═══ Supplied records ═══

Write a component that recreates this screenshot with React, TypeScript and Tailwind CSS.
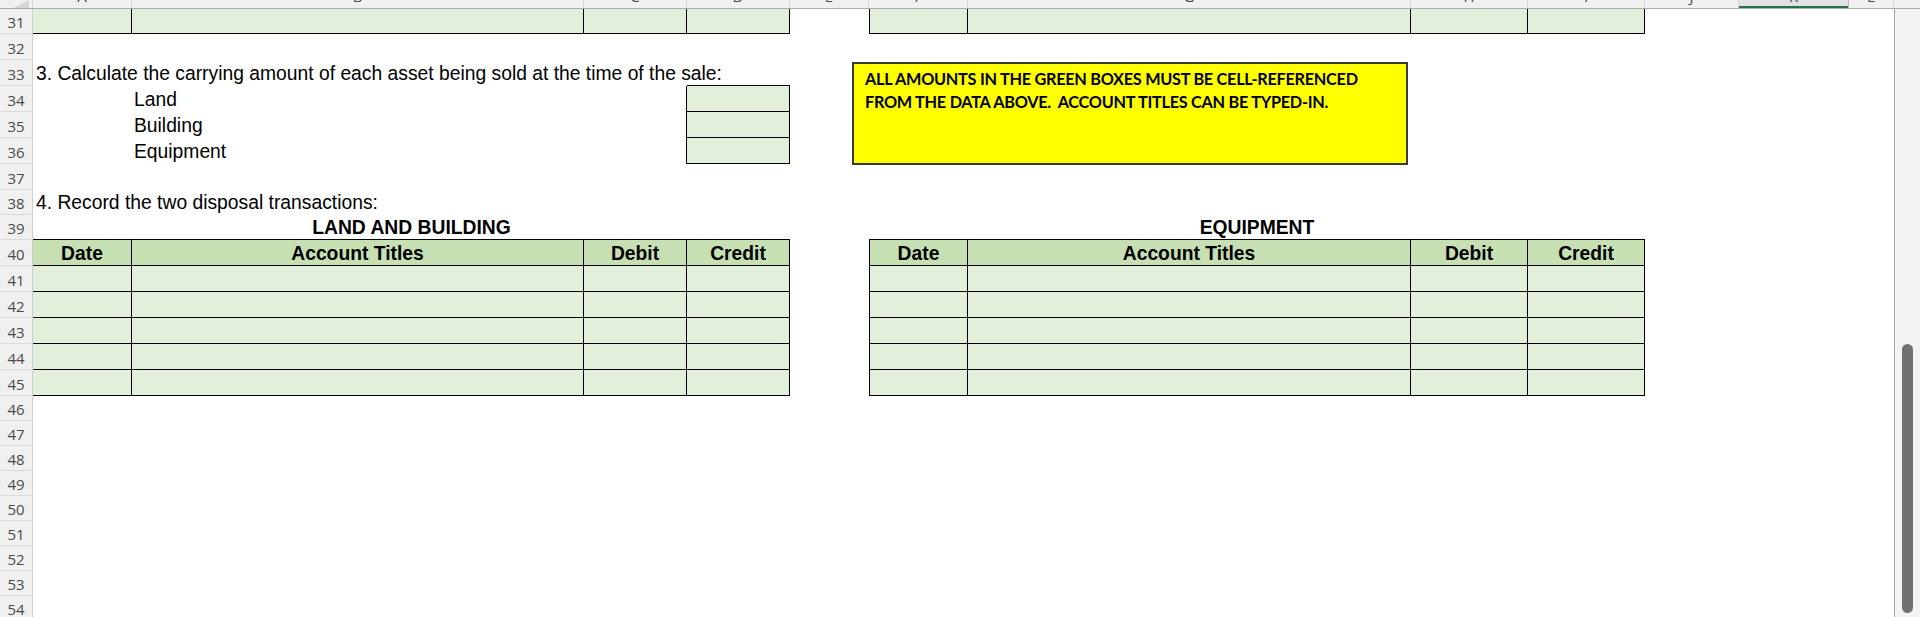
import React from 'react';

type Fill = 'none' | 'body' | 'head';

const W = {
  A: 'w-[99px]',
  B: 'w-[452px]',
  C: 'w-[103px]',
  D: 'w-[103px]',
  E: 'w-[79px]',
  F: 'w-[99px]',
  G: 'w-[443px]',
  H: 'w-[117px]',
  I: 'w-[117px]',
  J: 'w-[94px]',
  K: 'w-[110px]',
  L: 'w-[45px]',
  AD: 'w-[757px]',
  FI: 'w-[776px]',
};

function Cell({
  w,
  fill = 'none',
  r,
  b,
  l,
  center,
  children,
}: {
  w: string;
  fill?: Fill;
  r?: boolean;
  b?: boolean;
  l?: boolean;
  center?: boolean;
  children?: React.ReactNode;
}) {
  const cls = [
    w,
    'shrink-0 h-full flex items-end border-black',
    fill === 'body' ? 'bg-[#e2efda]' : '',
    fill === 'head' ? 'bg-[#c6e0b4]' : '',
    r ? 'border-r' : '',
    b ? 'border-b' : '',
    l ? 'border-l' : '',
    center ? 'justify-center' : '',
  ].join(' ');
  return <div className={cls}>{children}</div>;
}

function Txt({ children, bold, pad }: { children: React.ReactNode; bold?: boolean; pad?: 'left' | 'none' }) {
  return (
    <span
      className={[
        "whitespace-pre text-[19.3px] leading-[19px] text-black font-['Liberation_Sans',Arial,sans-serif]",
        bold ? 'font-bold pb-[2px]' : 'pb-[3px]',
        pad === 'left' ? 'pl-[3px]' : '',
      ].join(' ')}
    >
      {children}
    </span>
  );
}

function HeadTxt({ children }: { children: React.ReactNode }) {
  return (
    <span className="whitespace-pre text-[19.3px] leading-[19px] text-black font-bold pb-[2px] font-['Liberation_Sans',Arial,sans-serif]">
      {children}
    </span>
  );
}

function Empty() {
  return (
    <>
      <Cell w={W.J} />
      <Cell w={W.K} />
      <Cell w={W.L} />
    </>
  );
}

function getCells(n: number): React.ReactNode {
  if (n === 31) {
    return (
      <>
        <Cell w={W.A} fill="body" r b />
        <Cell w={W.B} fill="body" r b />
        <Cell w={W.C} fill="body" r b />
        <Cell w={W.D} fill="body" r b />
        <Cell w={W.E} />
        <Cell w={W.F} fill="body" l r b />
        <Cell w={W.G} fill="body" r b />
        <Cell w={W.H} fill="body" r b />
        <Cell w={W.I} fill="body" r b />
        <Empty />
      </>
    );
  }
  if (n === 33) {
    return (
      <>
        <Cell w={W.A}>
          <Txt pad="left">3. Calculate the carrying amount of each asset being sold at the time of the sale:</Txt>
        </Cell>
        <Cell w={W.B} />
        <Cell w={W.C} />
        <Cell w={W.D} b />
        <Cell w={W.E} />
        <Cell w={W.F} />
        <Cell w={W.G} />
        <Cell w={W.H} />
        <Cell w={W.I} />
        <Empty />
      </>
    );
  }
  if (n >= 34 && n <= 36) {
    const label = n === 34 ? 'Land' : n === 35 ? 'Building' : 'Equipment';
    return (
      <>
        <Cell w={W.A} />
        <Cell w={W.B}>
          <span className="pl-[2px] whitespace-pre text-[19.3px] leading-[19px] pb-[3px] text-black font-['Liberation_Sans',Arial,sans-serif]">
            {label}
          </span>
        </Cell>
        <Cell w={W.C} r />
        <Cell w={W.D} fill="body" r b />
        <Cell w={W.E} />
        <Cell w={W.F} />
        <Cell w={W.G} />
        <Cell w={W.H} />
        <Cell w={W.I} />
        <Empty />
      </>
    );
  }
  if (n === 38) {
    return (
      <>
        <Cell w={W.A}>
          <Txt pad="left">4. Record the two disposal transactions:</Txt>
        </Cell>
      </>
    );
  }
  if (n === 39) {
    return (
      <>
        <Cell w={W.AD} b center>
          <HeadTxt>LAND AND BUILDING</HeadTxt>
        </Cell>
        <Cell w={W.E} />
        <Cell w={W.FI} b center>
          <HeadTxt>EQUIPMENT</HeadTxt>
        </Cell>
        <Empty />
      </>
    );
  }
  if (n === 40) {
    return (
      <>
        <Cell w={W.A} fill="head" r b center>
          <Txt bold>Date</Txt>
        </Cell>
        <Cell w={W.B} fill="head" r b center>
          <Txt bold>Account Titles</Txt>
        </Cell>
        <Cell w={W.C} fill="head" r b center>
          <Txt bold>Debit</Txt>
        </Cell>
        <Cell w={W.D} fill="head" r b center>
          <Txt bold>Credit</Txt>
        </Cell>
        <Cell w={W.E} />
        <Cell w={W.F} fill="head" l r b center>
          <Txt bold>Date</Txt>
        </Cell>
        <Cell w={W.G} fill="head" r b center>
          <Txt bold>Account Titles</Txt>
        </Cell>
        <Cell w={W.H} fill="head" r b center>
          <Txt bold>Debit</Txt>
        </Cell>
        <Cell w={W.I} fill="head" r b center>
          <Txt bold>Credit</Txt>
        </Cell>
        <Empty />
      </>
    );
  }
  if (n >= 41 && n <= 45) {
    return (
      <>
        <Cell w={W.A} fill="body" r b />
        <Cell w={W.B} fill="body" r b />
        <Cell w={W.C} fill="body" r b />
        <Cell w={W.D} fill="body" r b />
        <Cell w={W.E} />
        <Cell w={W.F} fill="body" l r b />
        <Cell w={W.G} fill="body" r b />
        <Cell w={W.H} fill="body" r b />
        <Cell w={W.I} fill="body" r b />
        <Empty />
      </>
    );
  }
  return null;
}

const ROWS: { n: number; h: string }[] = [
  { n: 31, h: 'h-[25px]' },
  { n: 32, h: 'h-[26px]' },
  { n: 33, h: 'h-[26px]' },
  { n: 34, h: 'h-[26px]' },
  { n: 35, h: 'h-[26px]' },
  { n: 36, h: 'h-[26px]' },
  { n: 37, h: 'h-[26px]' },
  { n: 38, h: 'h-[25px]' },
  { n: 39, h: 'h-[25px]' },
  { n: 40, h: 'h-[26px]' },
  { n: 41, h: 'h-[26px]' },
  { n: 42, h: 'h-[26px]' },
  { n: 43, h: 'h-[26px]' },
  { n: 44, h: 'h-[26px]' },
  { n: 45, h: 'h-[26px]' },
  { n: 46, h: 'h-[25px]' },
  { n: 47, h: 'h-[25px]' },
  { n: 48, h: 'h-[25px]' },
  { n: 49, h: 'h-[25px]' },
  { n: 50, h: 'h-[25px]' },
  { n: 51, h: 'h-[25px]' },
  { n: 52, h: 'h-[25px]' },
  { n: 53, h: 'h-[25px]' },
  { n: 54, h: 'h-[25px]' },
];

const COLS: { k: string; w: string; sel?: boolean }[] = [
  { k: 'A', w: W.A },
  { k: 'B', w: W.B },
  { k: 'C', w: W.C },
  { k: 'D', w: W.D },
  { k: 'E', w: W.E },
  { k: 'F', w: W.F },
  { k: 'G', w: W.G },
  { k: 'H', w: W.H },
  { k: 'I', w: W.I },
  { k: 'J', w: W.J },
  { k: 'K', w: W.K, sel: true },
  { k: 'L', w: W.L },
];

function ColHeader() {
  return (
    <div className="flex h-[9px] shrink-0 bg-[#f0f0f0] border-b border-[#ababab] overflow-hidden">
      <div className="w-[33px] shrink-0 h-full relative border-r border-[#d4d4d4]">
        <svg className="absolute left-[13px] top-0" width="16" height="8" viewBox="0 0 16 8">
          <polygon points="16,0 16,8 0,8" fill="#d6d6d6" />
        </svg>
      </div>
      {COLS.map((c) => (
        <div
          key={c.k}
          className={[
            c.w,
            'shrink-0 h-full flex items-end justify-center border-r',
            c.sel ? 'bg-[#e1e1e1] border-[#bdbdbd] shadow-[inset_0_-2px_0_#217346]' : 'border-[#d4d4d4]',
          ].join(' ')}
        >
          <span
            className={[
              "text-[15px] leading-[15px] mb-[4px] font-['Open_Sans',sans-serif]",
              c.sel ? 'text-[#1e6b41]' : 'text-[#4a4a4a]',
            ].join(' ')}
          >
            {c.k}
          </span>
        </div>
      ))}
    </div>
  );
}

function RowHead({ n }: { n: number }) {
  return (
    <div className="w-[33px] shrink-0 h-full flex items-end justify-center bg-[#f0f0f0] border-r border-b border-r-[#cfcfcf] border-b-[#dadada]">
      <span className="text-[15px] leading-[15px] pb-[3px] text-[#4a4a4a] font-['Open_Sans',sans-serif]">{n}</span>
    </div>
  );
}

export default function App() {
  return (
    <div className="w-[1920px] h-[617px] overflow-hidden bg-white flex relative">
      <div className="w-[1894px] shrink-0 flex flex-col">
        <ColHeader />
        {ROWS.map((r) => (
          <div key={r.n} className={`flex shrink-0 ${r.h}`}>
            <RowHead n={r.n} />
            {getCells(r.n)}
          </div>
        ))}
      </div>
      <div className="w-[26px] shrink-0 flex flex-col">
        <div className="h-[9px] shrink-0 bg-[#f0f0f0] border-b border-[#ababab]" />
        <div className="flex-1 bg-[#f3f3f3] border-l border-[#a6a6a6] flex flex-col items-start">
          <div className="ml-[7px] mt-[335px] w-[11px] h-[269px] rounded-full bg-[#717171]" />
        </div>
      </div>

      <div className="absolute left-[852px] top-[62px] w-[556px] h-[103px] bg-[#ffff00] border-2 border-[#3a3a3a] pl-[11px] pt-[4px] font-['Lato',sans-serif] font-bold text-[16.3px] tracking-[-0.28px] leading-[22.7px] text-black">
        <div className="whitespace-pre">ALL AMOUNTS IN THE GREEN BOXES MUST BE CELL-REFERENCED</div>
        <div className="whitespace-pre">FROM THE DATA ABOVE.  ACCOUNT TITLES CAN BE TYPED-IN.</div>
      </div>
    </div>
  );
}
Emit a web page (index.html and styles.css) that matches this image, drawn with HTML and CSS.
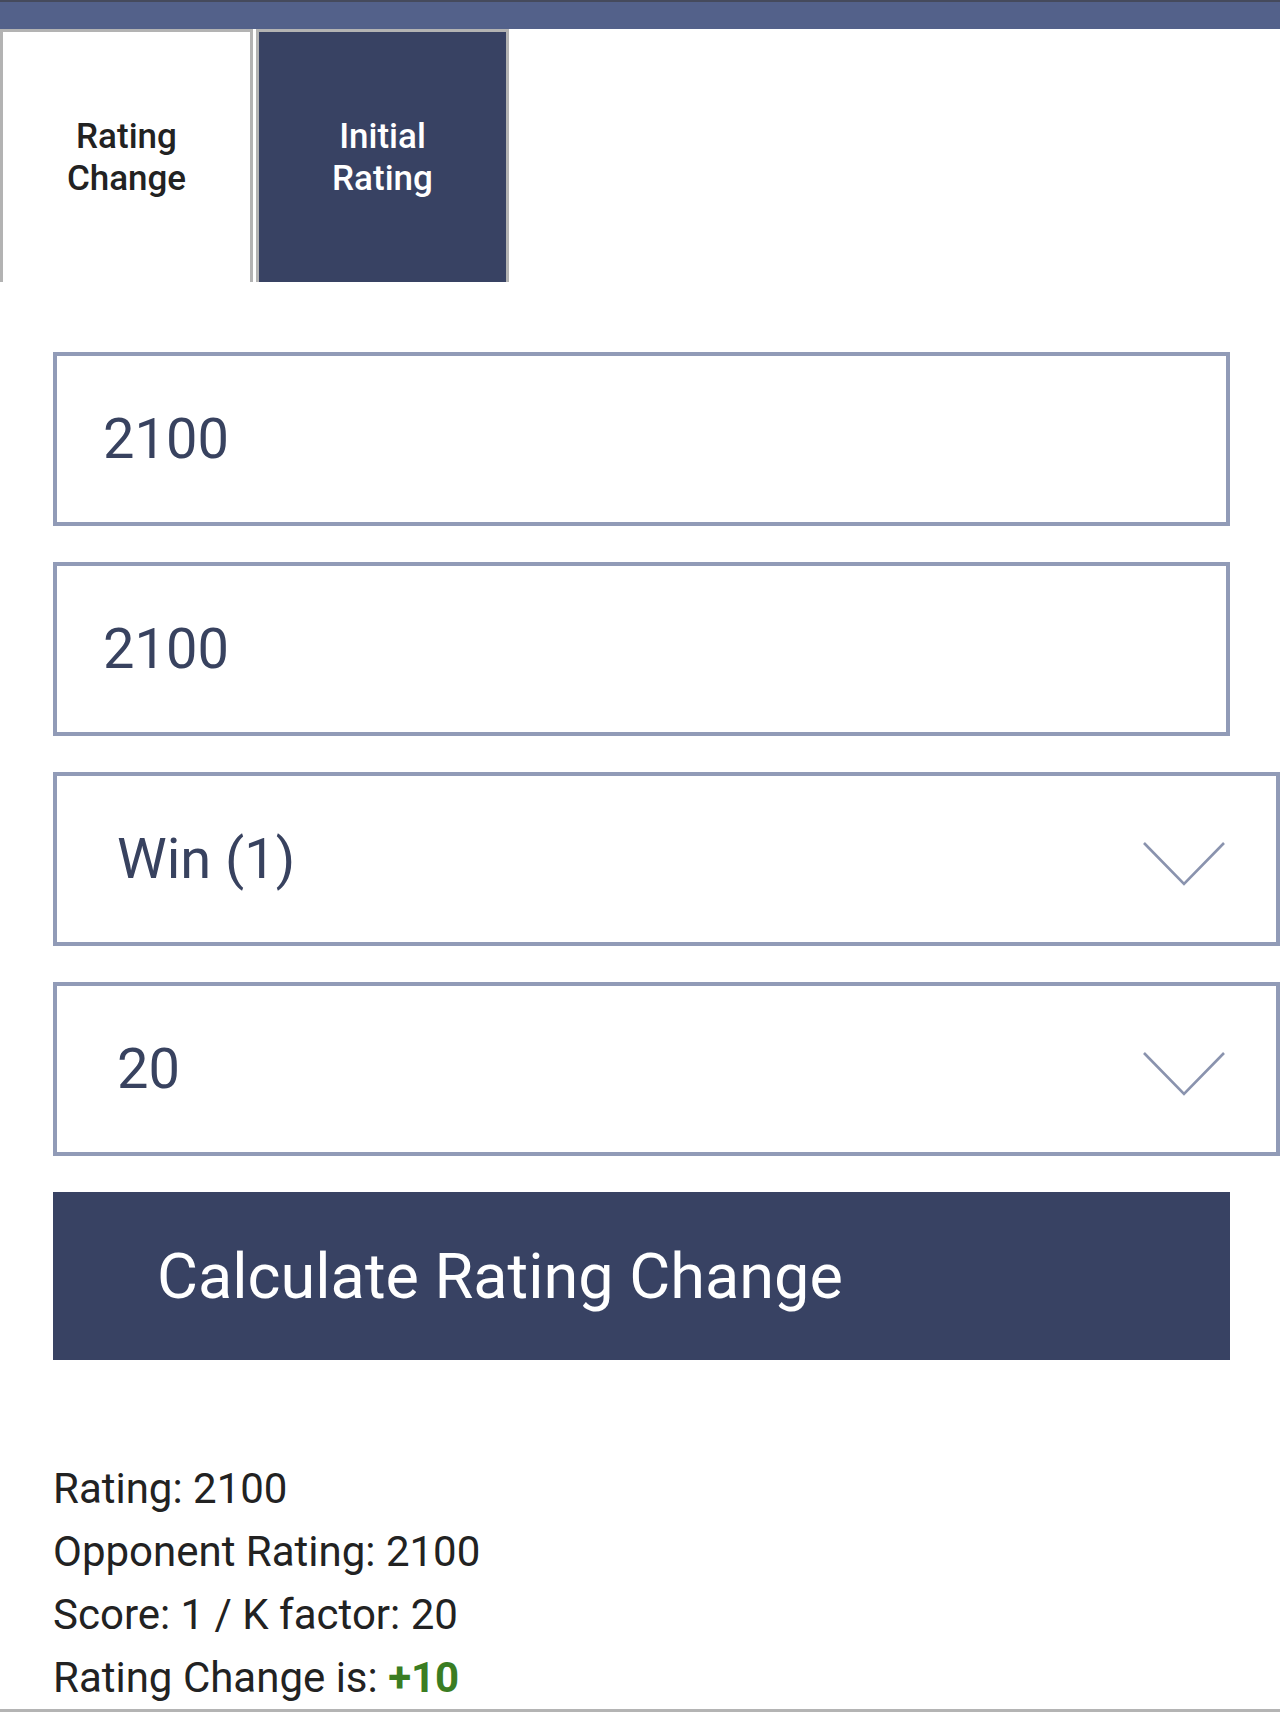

═══

#### What needs to be done:
Transcribe the entries from their first line to the line that holds "type Fill = 'none' | 'body' | 'head';", both included, and skip every picture.

#### Answer for the task:
Write a component that recreates this screenshot with React, TypeScript and Tailwind CSS.
import React from 'react';

type Fill = 'none' | 'body' | 'head';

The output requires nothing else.